Это положение, сформулированное Нансеном, было лишь частью его более общих критических оценок цивилизации капиталистической Европы. Он путешествовал по Енисею в канун первой мировой войны, книгу о поездке в Сибирь написал в первые военные месяцы и уже тогда, в октябре 1914 года, пришел к выводу, что война «может привести к полной переоценке жизненных ценностей и принудить старую Европу к составлению нового баланса, о котором мы пока еще не имеем понятия».
Записи Нансена, посвященные положению малых народов Сибири в канун революции, — ценнейшее свидетельство очевидца. Он обвиняет царское правительство, которое, взимая с кочевников высокие подати, решительно ничего не дает «инородцам»: ни школ, ни врачей, ни дорог. Он видит, что настоящие владыки на севере — «Тит Титычи», бессовестно обманывавшие доверчивых обитателей тундры. Впрочем, это не показалось Нансену чем-то новым или неожиданным. Он замечает, что отношения между сибирскими «инородцами» и местными купцами весьма напоминают те, что были в Северной Норвегии между рыбаками и скупщиками рыбы.
Нансену много рассказывали о бесчинстве енисейских богатеев, чувствовавших себя маленькими царьками. Один из них, например, рыскал с бандой головорезов по становищам охотников и забирал всю пушнину по грошовой цене, которую назначал сам.

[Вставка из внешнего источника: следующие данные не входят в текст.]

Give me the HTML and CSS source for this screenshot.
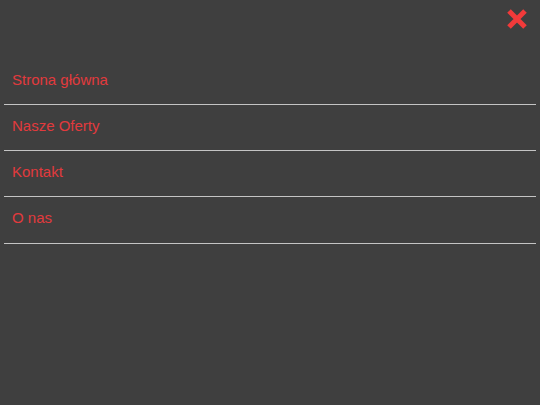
FILE: index.html
```html
<!DOCTYPE html>
<html lang="pl">
<head>
    <meta charset="UTF-8">
    <meta name="viewport" content="width=device-width, initial-scale=1.0">
    <title>Menu</title>
    <link rel="stylesheet" href="styles.css">
</head>
<body>

<div class="menu">
    <div class="menu-header">
        <span class="close">
            <svg width="22" height="22" viewBox="0 0 22 22">
                <path d="M3 3 L19 19 M19 3 L3 19" stroke="#f23a3a" stroke-width="5" stroke-linecap="butt"/>
            </svg>
        </span>
    </div>
    <ul class="menu-list">
        <li><a href="#">Strona główna</a></li>
        <li><a href="#">Nasze Oferty</a></li>
        <li><a href="#">Kontakt</a></li>
        <li><a href="#">O nas</a></li>
    </ul>
</div>

</body>
</html>
```

FILE: styles.css
```css
body {
    font-family: 'Liberation Sans', Arial, sans-serif;
    background-color: #3f3f3f;
    margin: 0;
    padding: 0;
}
.menu {
    padding: 0 4px;
}
.menu-header {
    height: 58.5px;
    display: flex;
    justify-content: flex-end;
    align-items: flex-start;
}
.close {
    display: block;
    margin-top: 8px;
    margin-right: 8px;
    cursor: pointer;
}
.close svg {
    display: block;
}
.menu-list {
    list-style: none;
    margin: 0;
    padding: 0;
}
.menu-list li {
    border-bottom: 1px solid #c4c4c4;
}
.menu-list a {
    display: block;
    padding: 12px 8px 16.33px;
    line-height: 17px;
    font-size: 15px;
    color: #e23a3d;
    text-decoration: none;
}
```
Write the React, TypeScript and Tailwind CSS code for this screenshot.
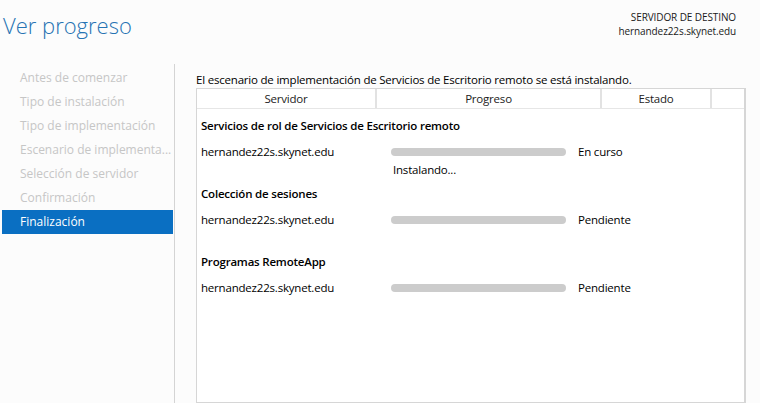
const navItems = [
  "Antes de comenzar",
  "Tipo de instalación",
  "Tipo de implementación",
  "Escenario de implementa...",
  "Selección de servidor",
  "Confirmación",
  "Finalización",
];

const groups = [
  { title: "Servicios de rol de Servicios de Escritorio remoto", status: "En curso", detail: "Instalando..." },
  { title: "Colección de sesiones", status: "Pendiente", detail: "" },
  { title: "Programas RemoteApp", status: "Pendiente", detail: "" },
];

const App = () => {
  return (
    <div
      className="flex h-[403px] w-[760px] flex-col overflow-hidden bg-[#fcfcfc] text-[12px] text-[#1a1a1a]"
      style={{ fontFamily: '"Open Sans", "Noto Sans", sans-serif' }}
    >
      <div className="flex h-[64px] flex-none justify-between">
        <h1 className="pl-[3px] pt-[9px] text-[22px] font-light leading-[32px] text-[#2673b3]">Ver progreso</h1>
        <div className="pr-[24px] pt-[10px] text-right text-[10px] leading-[14px] tracking-[-0.1px] text-[#1a1a1a]">
          <div>SERVIDOR DE DESTINO</div>
          <div>hernandez22s.skynet.edu</div>
        </div>
      </div>

      <div className="flex min-h-0 flex-1">
        <div className="w-[175px] flex-none border-r border-[#d4d4d4] pl-[2px] pr-[1px] pt-[2px]">
          {navItems.map((item, i) => {
            const active = i === navItems.length - 1;
            return (
              <div
                key={item}
                className={`flex h-[24px] items-center pl-[18px] text-[12px] ${
                  active ? "bg-[#0a6fc2] text-white" : "text-[#c6c6c6]"
                }`}
              >
                {item}
              </div>
            );
          })}
        </div>

        <div className="flex min-w-0 flex-1 flex-col pl-[21px] pr-[14px] text-[11.5px] tracking-[-0.2px]">
          <div className="flex h-[24px] items-end text-black">
            El escenario de implementación de Servicios de Escritorio remoto se está instalando.
          </div>
          <div className="flex-1 border border-r-2 border-[#d6d6d6] bg-white">
            <div className="flex h-[20px] border-b border-[#e6e6e6] text-[#222]">
              <div className="flex w-[180px] items-center justify-center border-r-2 border-[#e2e2e2]">Servidor</div>
              <div className="flex w-[225px] items-center justify-center border-r-2 border-[#e2e2e2]">Progreso</div>
              <div className="flex w-[110px] items-center justify-center border-r-2 border-[#e2e2e2]">Estado</div>
              <div className="flex-1" />
            </div>

            {groups.map((g, i) => (
              <div key={g.title} className={i === 0 ? "mt-[8px]" : "mt-[6px]"}>
                <div className="flex h-[18px] items-center pl-[4px] font-semibold text-black">{g.title}</div>
                <div className="mt-[8px] flex h-[18px] items-center text-black">
                  <div className="w-[194px] flex-none pl-[4px]">hernandez22s.skynet.edu</div>
                  <div className="h-[8px] w-[175px] flex-none rounded-[4px] bg-[#cccccc]" />
                  <div className="pl-[12px]">{g.status}</div>
                </div>
                <div className="flex h-[18px] items-center pl-[196px] text-black">{g.detail}</div>
              </div>
            ))}
          </div>
        </div>
      </div>
    </div>
  );
};

export default App;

У тех, кто сопротивлялся, головорезы попросту отбирали все, что им попадало под руку.
В селе Сумарокове Нансен застал ярмарку. Простодушные таежные охотники приплыли сюда на лодках, чтобы продать пушнину. Местный купец прежде всего напоил их водкой: пьяного легче обмануть.
— Сколько ты должен купцу? — спросили у одного из охотников-кетов.

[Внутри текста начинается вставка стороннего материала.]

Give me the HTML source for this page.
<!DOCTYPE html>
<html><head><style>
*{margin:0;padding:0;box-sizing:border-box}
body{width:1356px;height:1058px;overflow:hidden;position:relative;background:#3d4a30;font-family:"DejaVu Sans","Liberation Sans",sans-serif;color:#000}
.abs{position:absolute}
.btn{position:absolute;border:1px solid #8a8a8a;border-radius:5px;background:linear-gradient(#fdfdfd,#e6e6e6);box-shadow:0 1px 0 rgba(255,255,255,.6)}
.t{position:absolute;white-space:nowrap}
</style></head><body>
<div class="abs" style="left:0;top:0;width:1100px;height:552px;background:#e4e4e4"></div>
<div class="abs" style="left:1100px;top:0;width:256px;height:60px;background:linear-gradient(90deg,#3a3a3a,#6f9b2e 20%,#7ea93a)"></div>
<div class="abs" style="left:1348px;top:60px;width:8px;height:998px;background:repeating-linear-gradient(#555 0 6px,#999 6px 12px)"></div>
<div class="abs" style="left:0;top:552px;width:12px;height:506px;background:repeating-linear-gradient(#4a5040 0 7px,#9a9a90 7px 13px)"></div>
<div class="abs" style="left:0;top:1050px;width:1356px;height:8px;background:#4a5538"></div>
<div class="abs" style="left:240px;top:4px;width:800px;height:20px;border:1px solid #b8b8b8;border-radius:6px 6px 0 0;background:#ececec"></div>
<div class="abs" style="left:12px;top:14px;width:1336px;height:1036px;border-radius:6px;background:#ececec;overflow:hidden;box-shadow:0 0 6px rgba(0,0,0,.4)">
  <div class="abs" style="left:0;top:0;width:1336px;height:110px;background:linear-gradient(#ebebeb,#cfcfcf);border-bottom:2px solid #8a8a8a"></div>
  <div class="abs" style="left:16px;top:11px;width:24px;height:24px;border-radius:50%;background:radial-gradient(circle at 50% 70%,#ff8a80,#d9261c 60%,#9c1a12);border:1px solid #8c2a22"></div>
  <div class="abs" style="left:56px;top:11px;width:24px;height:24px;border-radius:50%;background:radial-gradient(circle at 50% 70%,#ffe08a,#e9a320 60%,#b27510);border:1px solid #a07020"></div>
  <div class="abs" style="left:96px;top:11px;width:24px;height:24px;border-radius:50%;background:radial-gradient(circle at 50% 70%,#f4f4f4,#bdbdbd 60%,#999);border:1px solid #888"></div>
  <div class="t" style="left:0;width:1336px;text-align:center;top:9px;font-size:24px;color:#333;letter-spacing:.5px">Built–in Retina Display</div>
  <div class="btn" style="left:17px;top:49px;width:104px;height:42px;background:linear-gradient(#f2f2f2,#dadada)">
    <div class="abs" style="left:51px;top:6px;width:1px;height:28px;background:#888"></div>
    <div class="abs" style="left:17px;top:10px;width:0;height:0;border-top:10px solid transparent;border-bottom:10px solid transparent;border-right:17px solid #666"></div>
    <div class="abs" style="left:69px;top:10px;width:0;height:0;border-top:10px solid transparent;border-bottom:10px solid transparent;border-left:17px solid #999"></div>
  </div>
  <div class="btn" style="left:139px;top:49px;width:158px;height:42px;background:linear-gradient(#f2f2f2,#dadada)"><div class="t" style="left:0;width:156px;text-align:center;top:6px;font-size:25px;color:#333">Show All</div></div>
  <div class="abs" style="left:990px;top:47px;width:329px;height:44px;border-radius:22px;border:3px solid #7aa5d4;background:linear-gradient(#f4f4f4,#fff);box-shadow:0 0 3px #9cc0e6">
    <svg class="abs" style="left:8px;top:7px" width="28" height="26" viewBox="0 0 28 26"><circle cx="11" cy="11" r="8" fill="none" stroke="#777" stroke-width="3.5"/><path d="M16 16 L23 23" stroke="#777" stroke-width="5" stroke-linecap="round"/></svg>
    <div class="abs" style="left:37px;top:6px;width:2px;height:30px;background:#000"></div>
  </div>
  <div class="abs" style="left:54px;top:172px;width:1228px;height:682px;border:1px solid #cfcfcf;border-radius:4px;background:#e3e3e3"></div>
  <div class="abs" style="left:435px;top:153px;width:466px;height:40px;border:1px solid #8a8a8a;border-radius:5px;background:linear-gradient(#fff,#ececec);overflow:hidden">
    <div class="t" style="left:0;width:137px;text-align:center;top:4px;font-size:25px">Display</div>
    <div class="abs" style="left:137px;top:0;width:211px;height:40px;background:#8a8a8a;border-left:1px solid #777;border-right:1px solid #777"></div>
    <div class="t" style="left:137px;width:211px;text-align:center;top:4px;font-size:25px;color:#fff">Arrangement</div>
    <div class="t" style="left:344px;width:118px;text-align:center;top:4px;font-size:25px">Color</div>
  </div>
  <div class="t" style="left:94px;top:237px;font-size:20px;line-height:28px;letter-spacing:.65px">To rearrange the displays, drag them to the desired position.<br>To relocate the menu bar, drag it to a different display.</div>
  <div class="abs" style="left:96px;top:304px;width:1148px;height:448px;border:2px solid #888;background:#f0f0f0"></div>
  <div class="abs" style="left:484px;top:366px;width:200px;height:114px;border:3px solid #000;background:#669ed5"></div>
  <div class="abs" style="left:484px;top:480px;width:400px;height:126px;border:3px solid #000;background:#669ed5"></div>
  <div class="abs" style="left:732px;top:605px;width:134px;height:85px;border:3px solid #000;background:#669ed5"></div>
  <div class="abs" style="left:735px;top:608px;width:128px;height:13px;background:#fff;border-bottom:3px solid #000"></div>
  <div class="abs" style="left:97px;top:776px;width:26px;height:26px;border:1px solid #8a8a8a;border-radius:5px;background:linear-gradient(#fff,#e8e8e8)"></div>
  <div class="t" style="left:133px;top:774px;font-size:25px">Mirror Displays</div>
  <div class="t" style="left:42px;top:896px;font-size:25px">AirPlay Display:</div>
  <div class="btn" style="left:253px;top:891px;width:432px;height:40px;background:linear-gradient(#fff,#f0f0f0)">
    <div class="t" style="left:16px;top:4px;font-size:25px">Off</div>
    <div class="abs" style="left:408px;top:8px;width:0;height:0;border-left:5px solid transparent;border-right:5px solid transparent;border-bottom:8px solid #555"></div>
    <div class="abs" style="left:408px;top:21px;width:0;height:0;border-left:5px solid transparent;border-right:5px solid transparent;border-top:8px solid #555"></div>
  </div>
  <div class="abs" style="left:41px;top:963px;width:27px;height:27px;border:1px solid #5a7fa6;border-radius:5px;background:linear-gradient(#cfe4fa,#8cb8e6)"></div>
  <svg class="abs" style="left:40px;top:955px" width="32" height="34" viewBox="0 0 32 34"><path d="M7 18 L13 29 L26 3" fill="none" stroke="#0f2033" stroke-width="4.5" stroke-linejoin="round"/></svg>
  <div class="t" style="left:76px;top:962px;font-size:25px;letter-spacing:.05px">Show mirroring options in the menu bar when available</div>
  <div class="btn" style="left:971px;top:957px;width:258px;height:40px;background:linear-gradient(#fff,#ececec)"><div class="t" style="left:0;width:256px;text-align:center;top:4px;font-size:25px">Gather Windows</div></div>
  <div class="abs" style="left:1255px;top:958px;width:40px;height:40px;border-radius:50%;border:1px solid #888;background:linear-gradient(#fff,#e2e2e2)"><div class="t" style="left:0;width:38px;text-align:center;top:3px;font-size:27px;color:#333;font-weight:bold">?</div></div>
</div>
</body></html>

— Однако, пятьсот рублей, — равнодушно ответил тот.
Не все ли равно, пятьсот или тысячу, или десять тысяч, когда рубль — и то целое сокровище для этого бедняка? Сам шаман, почитаемый колдун кетов, согласился за несколько рублей показать свое колдовство. Убедившись, что деньги не фальшивые, он сунул их в карман (Нансен замечает по этому поводу, что духовенство всех народов и всех времен знало и знает цену звонкой монеты), потом забормотал заклинания и затрясся. Голос его был дик и пронзителен. В общем, это был большой комедиант. Но кеты верили своим шаманам и лечились у них от всех болезней.
Глубоко сочувствуя «инородцам», Нансен отмечает их высокие нравственные качества. По его мнению, ненцы — развитой народ и в умственном отношении стоят не ниже русского крестьянина. Они гордятся собственной кочевой культурой, ценят вольную жизнь в тундре, где все им знакомо, где в борьбе с суровой природой коренной житель севера выходит победителем.